At a meeting with union representatives on Monday, the head of the Volkswagen brand Thomas Schäfer warned that the flagship business was not making “enough profit with our cars to independently finance the transition [to electric vehicles] and our own future”.
“Our administration is too expensive, our factories are not productive enough and our costs are significantly higher than the competition,” Schäfer said, according to an internal memo seen by the Financial Times.
The VW brand in June announced plans to cut €10bn in costs by 2026 in an effort to boost profit margins in an increasingly competitive market for electric vehicles, as Chinese carmakers such as BYD push into Europe. Schäfer said on Monday that incoming orders “especially for electric cars, are below our ambitious expectations”.
The group, a fifth of which is owned by the German state of Lower Saxony, also produces the Porsche, Audi and Škoda brands. It has a notoriously large workforce, which is closely protected by the country’s strong unions, and its own works council — a group of elected staff representatives who negotiate with management.

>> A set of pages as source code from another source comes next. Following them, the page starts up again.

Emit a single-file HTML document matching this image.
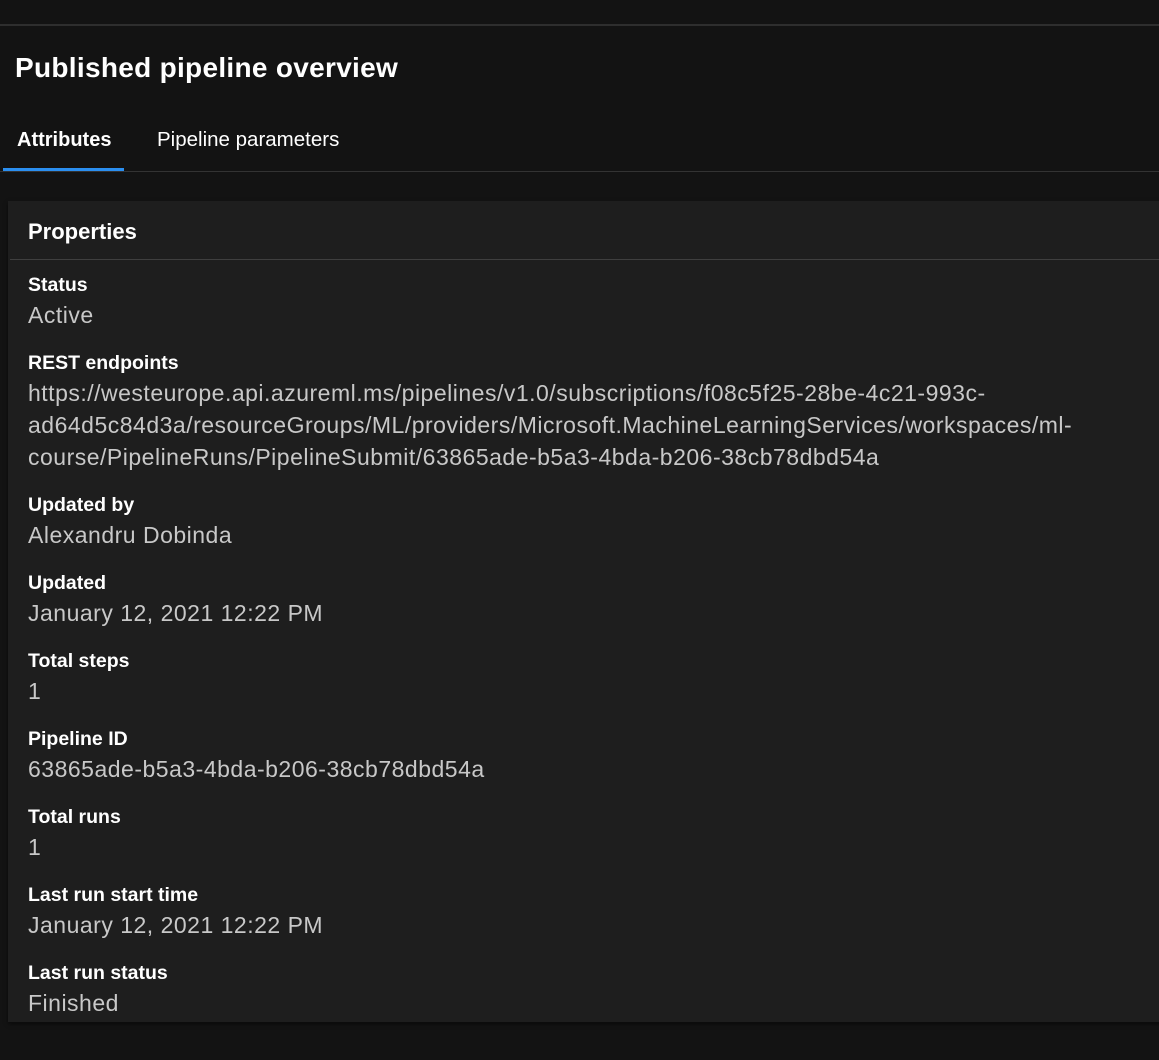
<!DOCTYPE html>
<html><head><meta charset="utf-8"><style>
html,body{margin:0;padding:0;background:#131313;width:1159px;height:1060px;overflow:hidden;font-family:"Liberation Sans",sans-serif;}
.t{position:absolute;white-space:nowrap;line-height:1;}
.topline{position:absolute;left:0;top:24px;width:1159px;height:2px;background:#2e2e2e;}
.title{left:15px;top:54px;font-size:28px;font-weight:bold;color:#fff;letter-spacing:0.3px;}
.tab{top:130px;font-size:20.5px;color:#fff;}
.ul{position:absolute;left:3px;top:168px;width:121px;height:3px;background:#2b8ff0;}
.tabline{position:absolute;left:0;top:171px;width:1159px;height:1px;background:#333;}
.card{position:absolute;left:8px;top:201px;width:1160px;height:821px;background:#1e1e1e;box-shadow:0 2px 4px rgba(0,0,0,.5);}
.hline{position:absolute;left:10px;top:259px;width:1149px;height:1px;background:#3f3f3f;}
.ph{left:28px;top:221px;font-size:22px;font-weight:bold;color:#fff;}
.l{left:28px;font-size:19.5px;font-weight:bold;color:#fff;}
.v{left:28px;font-size:23px;letter-spacing:0.5px;color:#c8c8c8;}
</style></head><body>
<div class="topline"></div>
<div class="t title">Published pipeline overview</div>
<div class="t tab" style="left:17px;font-weight:bold;font-size:20px">Attributes</div>
<div class="t tab" style="left:157px">Pipeline parameters</div>
<div class="ul"></div>
<div class="tabline"></div>
<div class="card"></div>
<div class="hline"></div>
<div class="t ph">Properties</div>

<div class="t l" style="top:276px">Status</div>
<div class="t v" style="top:304px">Active</div>
<div class="t l" style="top:354px">REST endpoints</div>
<div class="t v" style="top:382px">https://westeurope.api.azureml.ms/pipelines/v1.0/subscriptions/f08c5f25-28be-4c21-993c-</div>
<div class="t v" style="top:414px">ad64d5c84d3a/resourceGroups/ML/providers/Microsoft.MachineLearningServices/workspaces/ml-</div>
<div class="t v" style="top:446px">course/PipelineRuns/PipelineSubmit/63865ade-b5a3-4bda-b206-38cb78dbd54a</div>
<div class="t l" style="top:496px">Updated by</div>
<div class="t v" style="top:524px">Alexandru Dobinda</div>
<div class="t l" style="top:574px">Updated</div>
<div class="t v" style="top:602px">January 12, 2021 12:22 PM</div>
<div class="t l" style="top:652px">Total steps</div>
<div class="t v" style="top:680px">1</div>
<div class="t l" style="top:730px">Pipeline ID</div>
<div class="t v" style="top:758px">63865ade-b5a3-4bda-b206-38cb78dbd54a</div>
<div class="t l" style="top:808px">Total runs</div>
<div class="t v" style="top:836px">1</div>
<div class="t l" style="top:886px">Last run start time</div>
<div class="t v" style="top:914px">January 12, 2021 12:22 PM</div>
<div class="t l" style="top:964px">Last run status</div>
<div class="t v" style="top:992px">Finished</div>
</body></html>
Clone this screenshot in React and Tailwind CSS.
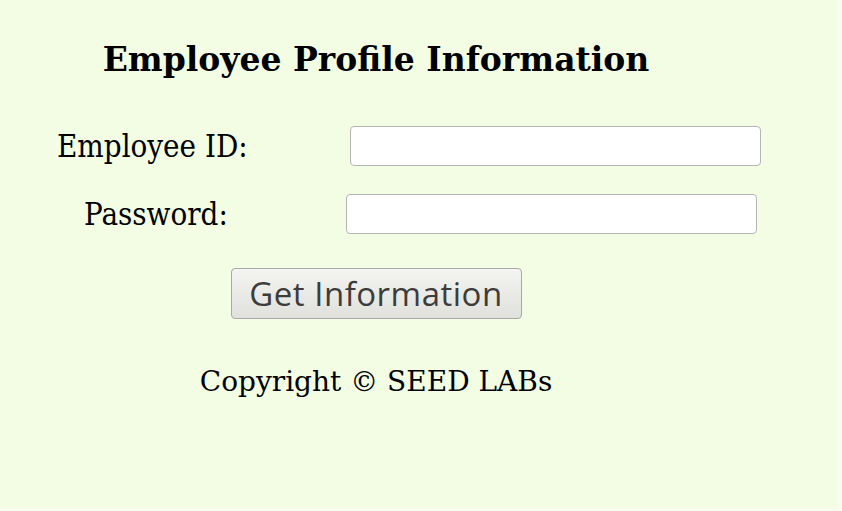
import React from 'react';

export default function App() {
  return (
    <div className="w-[842px] h-[511px] bg-[#f8fdef] overflow-hidden">
      <div className="w-[838px] h-[508px] bg-[#f3fde4] text-black font-['DejaVu_Serif',serif]">
        <div className="w-[752px] flex flex-col items-center pt-[36px]">
          <h2 className="text-[33px] font-bold leading-[48px]">Employee Profile Information</h2>
        </div>

        <div className="mt-[42px] flex items-center h-[40px]">
          <label className="ml-[57px] w-[293px] text-[31px] font-['DejaVu_Serif_Condensed','DejaVu_Serif',serif]">Employee ID:</label>
          <input type="text" className="w-[411px] h-[40px] bg-white border border-[#b5b5b5] rounded-[4px]" />
        </div>

        <div className="mt-[28px] flex items-center h-[40px]">
          <label className="ml-[84px] w-[262px] text-[31px] font-['DejaVu_Serif_Condensed','DejaVu_Serif',serif]">Password:</label>
          <input type="password" className="w-[411px] h-[40px] bg-white border border-[#b5b5b5] rounded-[4px]" />
        </div>

        <div className="w-[752px] flex flex-col items-center">
          <button className="mt-[34px] w-[291px] h-[51px] rounded-[4px] border border-[#a8a8a8] bg-gradient-to-b from-[#f4f4f2] to-[#e0e0dc] text-[#3c3c3c] text-[33px] tracking-[0.5px] leading-none font-['Open_Sans',sans-serif]">
            Get Information
          </button>
          <p className="mt-[46px] text-[28px] leading-[34px]">Copyright © SEED LABs</p>
        </div>
      </div>
    </div>
  );
}
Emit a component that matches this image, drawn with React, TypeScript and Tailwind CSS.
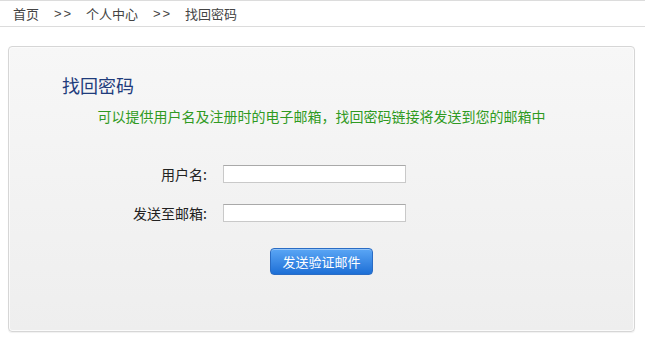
import React from "react";

const font = { fontFamily: '"Noto Sans CJK SC", "Liberation Sans", sans-serif' };

export default function App() {
  return (
    <div className="w-[645px] h-[340px] bg-white overflow-hidden" style={font}>
      <div className="h-[27px] border-t border-b border-[#dcdcdc] flex items-center pl-[13px] gap-[15px] text-[13px] leading-none text-[#444]">
        <span>首页</span>
        <span className="w-[17px] tracking-[2px]" style={{ fontFamily: '"Liberation Sans", sans-serif' }}>&gt;&gt;</span>
        <span>个人中心</span>
        <span className="w-[17px] tracking-[2px]" style={{ fontFamily: '"Liberation Sans", sans-serif' }}>&gt;&gt;</span>
        <span>找回密码</span>
      </div>
      <div className="ml-[8px] mt-[19px] w-[627px] h-[286px] rounded-[4px] border border-[#d6d6d6] bg-gradient-to-b from-[#f7f7f7] to-[#eeeeee] shadow-[inset_0_0_0_1px_#fbfbfb,0_1px_1px_rgba(0,0,0,0.06)] flex flex-col">
        <div className="pl-[53px] pt-[26px] text-[18px] leading-[24px] text-[#1f3c7c]">找回密码</div>
        <div className="mt-[9px] text-center text-[14px] leading-[20px] text-[#2f9a22]">
          可以提供用户名及注册时的电子邮箱，找回密码链接将发送到您的邮箱中
        </div>
        <div className="mt-[39px] flex flex-col gap-[21px]">
          <div className="flex items-center">
            <div className="w-[198px] text-right text-[14px] leading-[18px] text-[#222]">用户名:</div>
            <input className="ml-[16px] w-[183px] h-[18px] bg-white border border-[#c9c9c9] border-t-[#a9a9a9] outline-none" />
          </div>
          <div className="flex items-center">
            <div className="w-[198px] text-right text-[14px] leading-[18px] text-[#222]">发送至邮箱:</div>
            <input className="ml-[16px] w-[183px] h-[18px] bg-white border border-[#c9c9c9] border-t-[#a9a9a9] outline-none" />
          </div>
        </div>
        <div className="mt-[26px] pl-[261px]">
          <button className="w-[103px] h-[27px] rounded-[4px] border border-[#2a6cc4] bg-gradient-to-b from-[#5aa6f5] to-[#1c6fd6] text-white text-[13px] leading-none shadow-[inset_0_1px_0_rgba(255,255,255,0.35)]">
            发送验证邮件
          </button>
        </div>
      </div>
    </div>
  );
}
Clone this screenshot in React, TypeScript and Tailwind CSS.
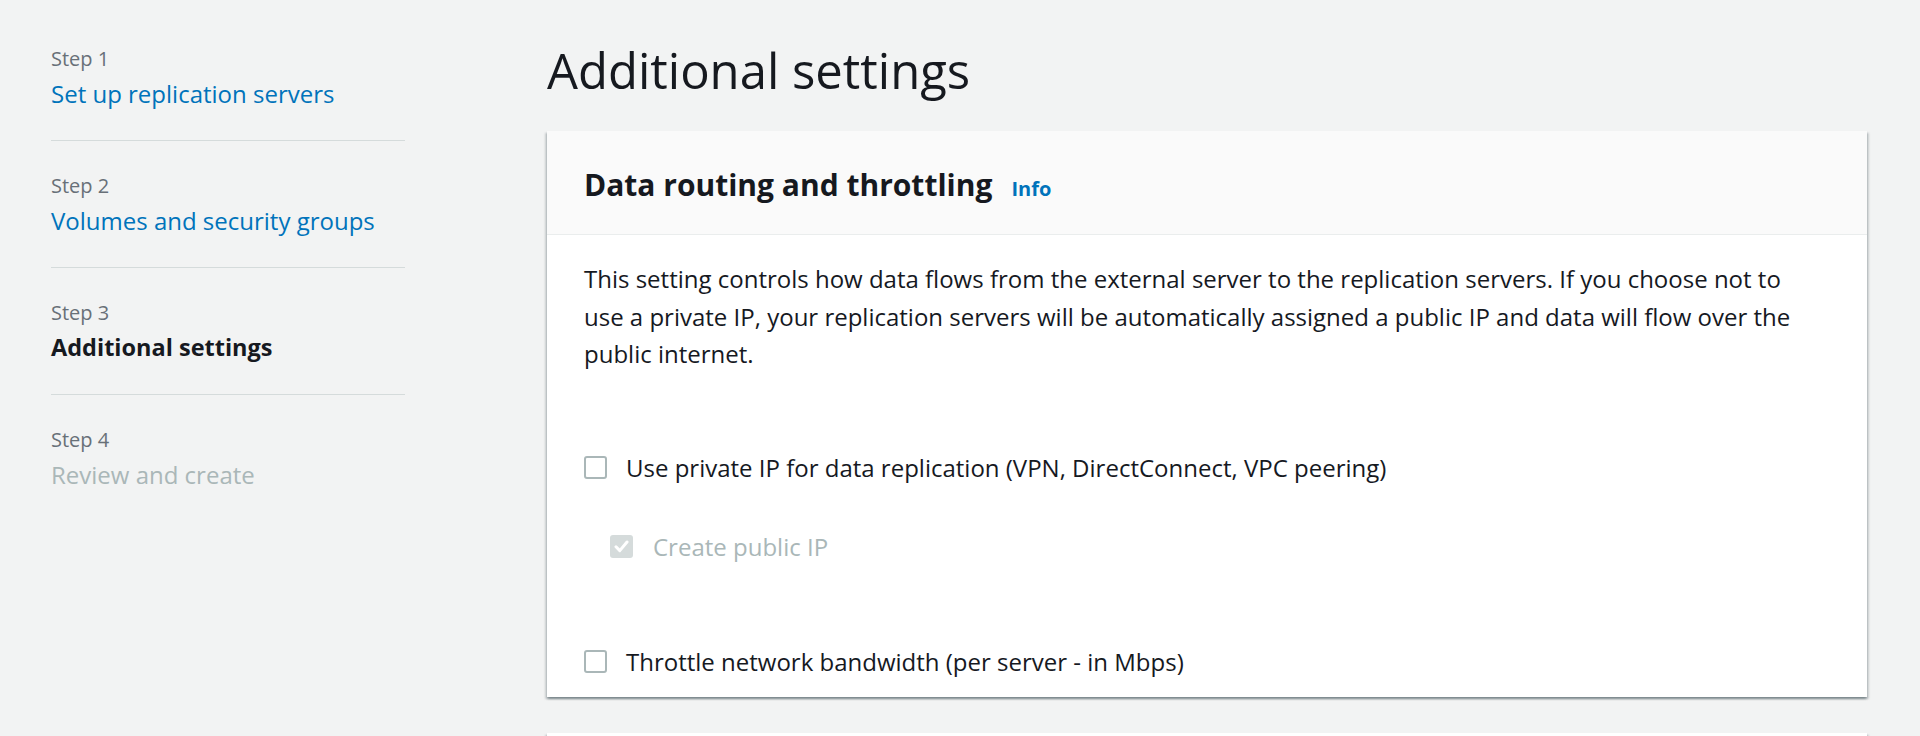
import React from "react";

const steps = [
  { label: "Step 1", title: "Set up replication servers", state: "link" },
  { label: "Step 2", title: "Volumes and security groups", state: "link" },
  { label: "Step 3", title: "Additional settings", state: "active" },
  { label: "Step 4", title: "Review and create", state: "disabled" },
];

function Box({ checked, disabled }: { checked?: boolean; disabled?: boolean }) {
  if (checked && disabled) {
    return (
      <span className="flex h-[23px] w-[23px] shrink-0 items-center justify-center rounded-[3px] bg-[#d5dbdb]">
        <svg width="15" height="13" viewBox="0 0 15 13" fill="none">
          <path d="M2 6.8 L5.8 10.6 L13 2" stroke="#ffffff" strokeWidth="3" strokeLinecap="round" strokeLinejoin="round" />
        </svg>
      </span>
    );
  }
  return <span className="block h-[23px] w-[23px] shrink-0 rounded-[3px] border-2 border-[#aab7b8] bg-white" />;
}

export default function App() {
  return (
    <div
      className="flex h-[736px] w-full overflow-hidden bg-[#f2f3f3] text-[#16191f]"
      style={{ fontFamily: '"Open Sans", "Noto Sans", sans-serif' }}
    >
      {/* wizard steps */}
      <aside className="w-[547px] shrink-0 pl-[51px] pt-[44px]">
        <ul className="w-[354px]">
          {steps.map((s, i) => (
            <li
              key={s.label}
              className={`${i > 0 ? "pt-[30.5px]" : ""} ${i < steps.length - 1 ? "border-b border-[#d5dbdb] pb-[27.5px]" : ""}`}
            >
              <div className="text-[20px] leading-[29px] text-[#687078]">{s.label}</div>
              <div
                className={`mt-[2px] leading-[37px] ${
                  s.state === "link"
                    ? "text-[24px] text-[#0073bb]"
                    : s.state === "active"
                    ? "text-[23.5px] font-bold text-[#16191f]"
                    : "text-[24px] text-[#aab7b8]"
                }`}
              >
                {s.title}
              </div>
            </li>
          ))}
        </ul>
      </aside>

      {/* main content */}
      <main className="flex-1 pr-[53px] pt-[41px]">
        <h1 className="text-[49px] font-normal leading-[58px]">Additional settings</h1>

        <section className="mt-[32px] bg-white shadow-[0_2px_2px_0_rgba(0,28,36,0.3),2px_2px_2px_0_rgba(0,28,36,0.15),-2px_2px_2px_0_rgba(0,28,36,0.15)]">
          <div className="flex items-baseline gap-[19px] border-b border-[#eaeded] bg-[#fafafa] px-[37px] pb-[29px] pt-[34px]">
            <h2 className="text-[30px] font-bold leading-[40px]">Data routing and throttling</h2>
            <span className="text-[20px] font-bold text-[#0073bb]">Info</span>
          </div>

          <div className="px-[37px] pb-[17px] pt-[25px] text-[24px] leading-[37.5px]">
            <p className="max-w-[1230px]">
              This setting controls how data flows from the external server to the replication servers. If you choose not to use
              a private IP, your replication servers will be automatically assigned a public IP and data will flow over the
              public internet.
            </p>

            <label className="mt-[76px] flex items-center gap-[19px] leading-[37px]">
              <Box />
              <span>Use private IP for data replication (VPN, DirectConnect, VPC peering)</span>
            </label>

            <label className="mt-[42px] flex items-center gap-[20px] pl-[26px] leading-[37px] text-[#aab7b8]">
              <Box checked disabled />
              <span>Create public IP</span>
            </label>

            <label className="mt-[78px] flex items-center gap-[19px] leading-[37px]">
              <Box />
              <span>Throttle network bandwidth (per server - in Mbps)</span>
            </label>
          </div>
        </section>

        <section className="mt-[36px] h-[200px] bg-white shadow-[0_2px_2px_0_rgba(0,28,36,0.3),2px_2px_2px_0_rgba(0,28,36,0.15),-2px_2px_2px_0_rgba(0,28,36,0.15)]" />
      </main>
    </div>
  );
}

Works council chair Daniela Cavallo in July had argued that the cost cuts would come about without “shedding jobs” — a red line she reaffirmed on Monday, according to the memo, stating that she would make VW stand by an agreement to secure jobs until 2029.
Instead, she said better management of the company and collaboration between its different brands was the “most important area of action”.
Clashes with the works council were partially to blame for the abrupt resignation of former VW group chief executive Herbert Diess last summer after he claimed the company had at least 30,000 excess staff among its 230,000-strong workforce in Germany.
Gunnar Kilian, VW’s board member for human resources, on Monday said the company would take advantage of the “demographic curve” and reduce jobs by not replacing some retiring employees.
But he warned that VW would eventually “have to get on with fewer people in many corners [of the company]”.
“If we want to future-proof the VW brand, we also have to become more efficient in the use of personnel and openly discuss the issue of labour costs internally,” Kilian said, according to the internal memo.